As Jackson continues to grow as a passer, it's reasonable to assume there will be an increase in production from Ravens receivers.
In addition to Brown, don't be surprised if Miles Boykin has a breakout season in his second year. Third-round pick Devin Duvernay was described by one pundit as "an immediate matchup nightmare." Veteran Willie Snead IV's contributions as a blocker and sure-handed possession receiver (his 67.4 catch percentage ranked first among the team's wide receivers) shouldn't be overlooked either.
Andrews Omitted From Top 5 Tight Ends Rankings
In his second season, Andrews emerged as the top target on the NFL's highest-scoring offense, led all tight ends in touchdowns (10) and was named to the Pro Bowl, but did not make NFL Network's Bucky Brooks' top five tight ends rankings.

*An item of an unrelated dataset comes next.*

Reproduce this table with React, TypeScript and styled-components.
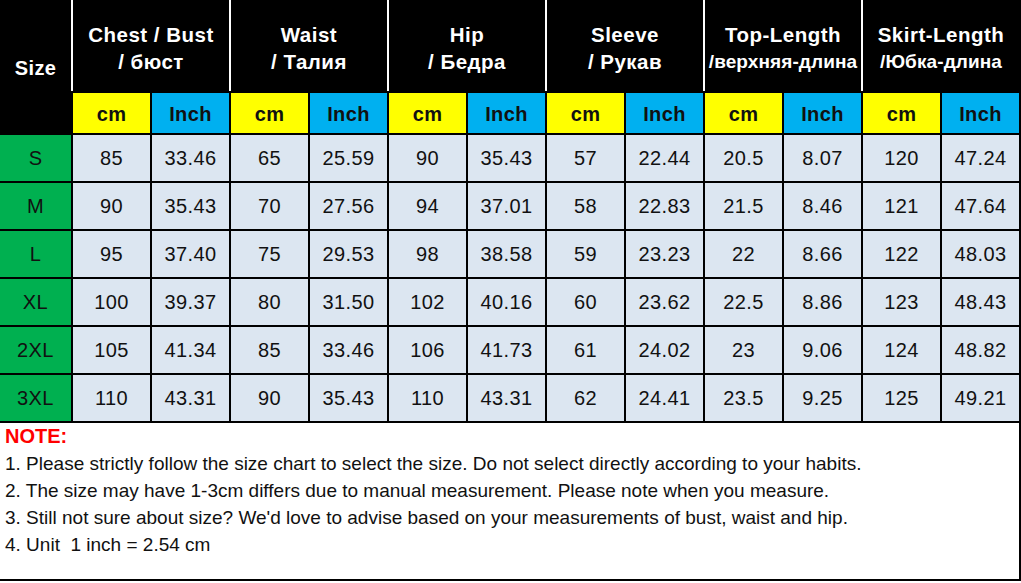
import React from 'react';
import styled, { createGlobalStyle } from 'styled-components';

const GlobalStyle = createGlobalStyle`
    html, body {
        margin: 0;
        padding: 0;
        background: #FFFFFF;
    }
    body {
        font-family: 'Liberation Sans', Arial, sans-serif;
    }
`;

const groups = [
    { top: 'Chest / Bust', bottom: '/ бюст', tight: false },
    { top: 'Waist', bottom: '/ Талия', tight: false },
    { top: 'Hip', bottom: '/ Бедра', tight: false },
    { top: 'Sleeve', bottom: '/ Рукав', tight: false },
    { top: 'Top-Length', bottom: '/верхняя-длина', tight: true },
    { top: 'Skirt-Length', bottom: '/Юбка-длина', tight: true },
];

const rows = [
    ['S', '85', '33.46', '65', '25.59', '90', '35.43', '57', '22.44', '20.5', '8.07', '120', '47.24'],
    ['M', '90', '35.43', '70', '27.56', '94', '37.01', '58', '22.83', '21.5', '8.46', '121', '47.64'],
    ['L', '95', '37.40', '75', '29.53', '98', '38.58', '59', '23.23', '22', '8.66', '122', '48.03'],
    ['XL', '100', '39.37', '80', '31.50', '102', '40.16', '60', '23.62', '22.5', '8.86', '123', '48.43'],
    ['2XL', '105', '41.34', '85', '33.46', '106', '41.73', '61', '24.02', '23', '9.06', '124', '48.82'],
    ['3XL', '110', '43.31', '90', '35.43', '110', '43.31', '62', '24.41', '23.5', '9.25', '125', '49.21'],
];

const notes = [
    '1. Please strictly follow the size chart to select the size. Do not select directly according to your habits.',
    '2. The size may have 1-3cm differs due to manual measurement. Please note when you measure.',
    "3. Still not sure about size? We'd love to advise based on your measurements of bust, waist and hip.",
    '4. Unit  1 inch = 2.54 cm',
];

const App = () => {
    return (
        <>
            <GlobalStyle />
            <Chart>
                <SizeHead>Size</SizeHead>
                {groups.map((g) => (
                    <GroupHead key={g.top}>
                        <HeadLine $tight={g.tight}>{g.top}</HeadLine>
                        <HeadLine $tight={g.tight} $sub>{g.bottom}</HeadLine>
                    </GroupHead>
                ))}
                {groups.map((g) => (
                    <React.Fragment key={g.top + '-unit'}>
                        <UnitCell $tone="cm">cm</UnitCell>
                        <UnitCell $tone="inch">Inch</UnitCell>
                    </React.Fragment>
                ))}
                {rows.map((r) => (
                    <React.Fragment key={r[0]}>
                        <SizeCell>{r[0]}</SizeCell>
                        {r.slice(1).map((v, i) => (
                            <ValueCell key={i}>{v}</ValueCell>
                        ))}
                    </React.Fragment>
                ))}
                <NoteBox>
                    <NoteTitle>NOTE:</NoteTitle>
                    {notes.map((n) => (
                        <NoteLine key={n}>{n}</NoteLine>
                    ))}
                </NoteBox>
            </Chart>
        </>
    );
};

export default App;

const Chart = styled.div`
    display: grid;
    grid-template-columns: 71px repeat(12, 77px);
    grid-template-rows: 91px 40px repeat(6, 46px) 156px;
    gap: 2px;
    width: 1019px;
    padding: 0 2px 2px 0;
    background: #000000;
`;

const Cell = styled.div`
    display: flex;
    align-items: center;
    justify-content: center;
    font-size: 20px;
    letter-spacing: 0.4px;
`;

const SizeHead = styled(Cell)`
    grid-row: span 2;
    padding-top: 4px;
    color: #FFFFFF;
    font-weight: 700;
    background: #000000;
`;

const GroupHead = styled(Cell)`
    grid-column: span 2;
    flex-direction: column;
    padding-top: 4px;
    margin-left: -2px;
    border-left: 2px solid #FFFFFF;
    color: #FFFFFF;
    font-weight: 700;
    line-height: 27px;
    background: #000000;
    white-space: nowrap;
`;

const HeadLine = styled.span<{ $tight?: boolean; $sub?: boolean }>`
    font-size: ${(p) => (p.$tight && p.$sub ? '19px' : '20.5px')};
    letter-spacing: ${(p) => (p.$tight && p.$sub ? '0.1px' : '0.5px')};
`;

const UnitCell = styled(Cell)<{ $tone: 'cm' | 'inch' }>`
    padding-top: 3px;
    font-weight: 700;
    color: #111111;
    background: ${(p) => (p.$tone === 'cm' ? '#FFFF00' : '#00B0F0')};
`;

const SizeCell = styled(Cell)`
    color: #111111;
    background: #00B050;
`;

const ValueCell = styled(Cell)`
    color: #111111;
    background: #DCE6F1;
`;

const NoteBox = styled.div`
    grid-column: 1 / -1;
    display: flex;
    flex-direction: column;
    padding: 0 0 0 5px;
    background: #FFFFFF;
    font-size: 19px;
    line-height: 27px;
    color: #111111;
`;

const NoteTitle = styled.div`
    color: #FF0000;
    font-weight: 700;
    font-size: 20px;
`;

const NoteLine = styled.div`
    white-space: pre;
`;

The tight ends on Brooks' list were: 1. George Kittle, 49ers; 2. Travis Kelce, Chiefs; 3. Zach Ertz, Eagles; 4. Jared Cook, Saints; 5. Darren Waller, Raiders.

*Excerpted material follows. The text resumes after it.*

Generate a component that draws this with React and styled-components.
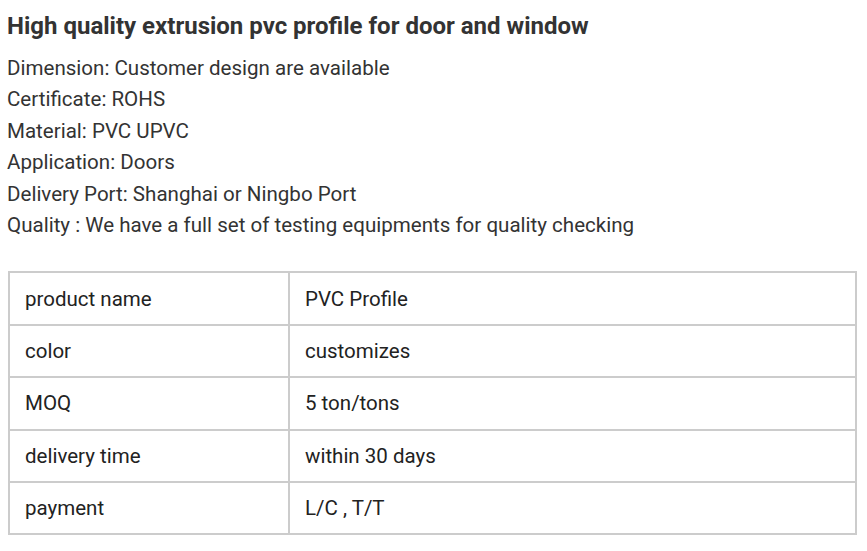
import styled, { createGlobalStyle } from "styled-components";

const Global = createGlobalStyle`
  html, body { margin: 0; padding: 0; background: #ffffff; }
  body { font-family: Roboto, "Liberation Sans", sans-serif; color: #333333; }
`;

const specs = [
  "Dimension: Customer design are available",
  "Certificate: ROHS",
  "Material: PVC UPVC",
  "Application: Doors",
  "Delivery Port: Shanghai or Ningbo Port",
  "Quality : We have a full set of testing equipments for quality checking",
];

const rows = [
  ["product name", "PVC Profile"],
  ["color", "customizes"],
  ["MOQ", "5 ton/tons"],
  ["delivery time", "within 30 days"],
  ["payment", "L/C , T/T"],
];

export default function App() {
  return (
    <Page>
      <Global />
      <Title>High quality extrusion pvc profile for door and window</Title>
      <SpecList>
        {specs.map((s) => (
          <SpecLine key={s}>{s}</SpecLine>
        ))}
      </SpecList>
      <Table>
        <tbody>
          {rows.map(([k, v]) => (
            <tr key={k}>
              <Cell $first>{k}</Cell>
              <Cell>{v}</Cell>
            </tr>
          ))}
        </tbody>
      </Table>
    </Page>
  );
}

const Page = styled.div`
  padding: 8px 11px 0 7px;
  width: 867px;
  box-sizing: border-box;
`;

const Title = styled.h1`
  margin: 0;
  font-size: 24px;
  font-weight: 700;
  line-height: 36px;
  color: #333333;
`;

const SpecList = styled.div`
  margin-top: 9px;
  display: flex;
  flex-direction: column;
`;

const SpecLine = styled.div`
  font-size: 20.55px;
  line-height: 31.4px;
`;

const Table = styled.table`
  margin-top: 30px;
  margin-left: 1px;
  width: 849px;
  border-collapse: collapse;
  border: 2px solid #cccccc;
`;

const Cell = styled.td`
  border: 2px solid #cccccc;
  height: 50.4px;
  padding: 0 15px;
  font-size: 20.5px;
  color: #222222;
  width: ${(p) => (p.$first ? "248px" : "auto")};
`;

There's no denying that Kittle and Kelce are elite players and the other three are very good. But it still feels like Andrews should be somewhere on the list.
Andrews was rated by PFF as the third-best tight end last season, trailing only Kittle – who was ranked No. 1 overall, regardless of position – and Kelce.
As noted above, Andrews was the leader at his position in receiving yards from the slot. His 852 receiving yards overall ranked fifth among tight ends. According to PFF, the 2018 third-round pick ranked second to Kittle in yards per route run (2.68), second to Kelce in deep receiving yards (224) and first in deep touchdowns (four).
"[Stretching the field] is where Andrews has been particularly excellent for a young tight end, as 24 of his 98 career catches have come 15 or more yards downfield," PFF's Michael Renner wrote.